CAP Theorem in Distributed Systems 🔄

Version: 1.0.0
Last Updated: 2024-04-20
Status: Production Ready

Executive Summary 📋

The CAP theorem, formulated by Eric Brewer, states that a distributed system can only provide two out of three guarantees simultaneously: Consistency, Availability, and Partition Tolerance.
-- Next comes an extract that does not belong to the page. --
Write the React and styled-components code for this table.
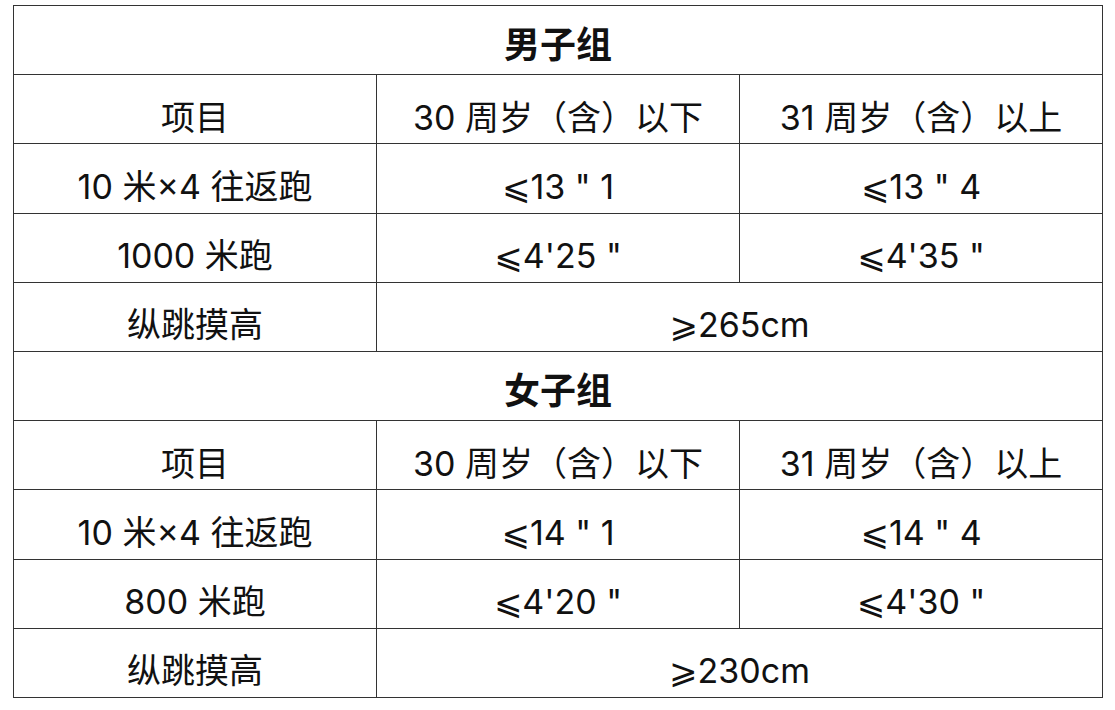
import React from "react";
import styled, { createGlobalStyle } from "styled-components";

const Global = createGlobalStyle`
  html, body { margin: 0; padding: 0; background: #fff; }
  body { font-family: Inter, "DejaVu Sans", "Noto Sans CJK SC", sans-serif; color: #111; }
`;

const Page = styled.div`
  padding: 5px 0 0 13px;
`;

const Table = styled.table`
  width: 1090px;
  border-collapse: collapse;
  table-layout: fixed;
  border: 1.5px solid #555;
`;

const Row = styled.tr`
  height: 69.2px;
`;

const Cell = styled.td`
  padding: ${(p) => (p.$bold ? 10 : 17)}px 0 0 0;
  box-sizing: border-box;
  border: 1px solid #333;
  text-align: center;
  vertical-align: middle;
  font-size: ${(p) => (p.$bold ? 36 : 34)}px;
  font-weight: ${(p) => (p.$bold ? 700 : 400)};
  line-height: 1;
  white-space: nowrap;
`;

const groups = [
  {
    title: "男子组",
    rows: [
      ["10 米×4 往返跑", "⩽13 \" 1", "⩽13 \" 4"],
      ["1000 米跑", "⩽4'25 \"", "⩽4'35 \""],
    ],
    jump: "⩾265cm",
  },
  {
    title: "女子组",
    rows: [
      ["10 米×4 往返跑", "⩽14 \" 1", "⩽14 \" 4"],
      ["800 米跑", "⩽4'20 \"", "⩽4'30 \""],
    ],
    jump: "⩾230cm",
  },
];

export default function App() {
  return (
    <Page>
      <Global />
      <Table>
        <colgroup>
          <col style={{ width: "363px" }} />
          <col style={{ width: "363px" }} />
          <col />
        </colgroup>
        <tbody>
          {groups.map((g) => (
            <React.Fragment key={g.title}>
              <Row>
                <Cell colSpan={3} $bold>{g.title}</Cell>
              </Row>
              <Row>
                <Cell>项目</Cell>
                <Cell>30 周岁（含）以下</Cell>
                <Cell>31 周岁（含）以上</Cell>
              </Row>
              {g.rows.map((r) => (
                <Row key={r[0]}>
                  {r.map((c, i) => (
                    <Cell key={i}>{c}</Cell>
                  ))}
                </Row>
              ))}
              <Row>
                <Cell>纵跳摸高</Cell>
                <Cell colSpan={2}>{g.jump}</Cell>
              </Row>
            </React.Fragment>
          ))}
        </tbody>
      </Table>
    </Page>
  );
}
This fundamental theorem guides architectural decisions in distributed systems design.

Key Benefits

  • Clear framework for system trade-offs
  • Architectural decision guidance
  • Risk assessment framework
  • Performance optimization insights
  • Reliability planning

Target Audience

  • System Architects
  • Distributed Systems Engineers
  • Database Engineers
  • Cloud Architects
  • Technical Leaders

Overview and Problem Statement 🎯

Definition

The CAP theorem states that in any distributed data store, you can only achieve two out of these three properties:

  • Consistency (C): All nodes see the same data at the same time
  • Availability (A): Every request receives a response
  • Partition Tolerance (P): System continues to operate despite network partitions

Business Impact

Understanding CAP theorem impacts:

  • System architecture decisions
  • Service level agreements (SLAs)
  • Data consistency requirements
  • Operational costs
  • User experience

CAP Theorem Deep Dive 🔍

System States Diagram

CAP Combinations

  1. CP Systems (Consistency + Partition Tolerance)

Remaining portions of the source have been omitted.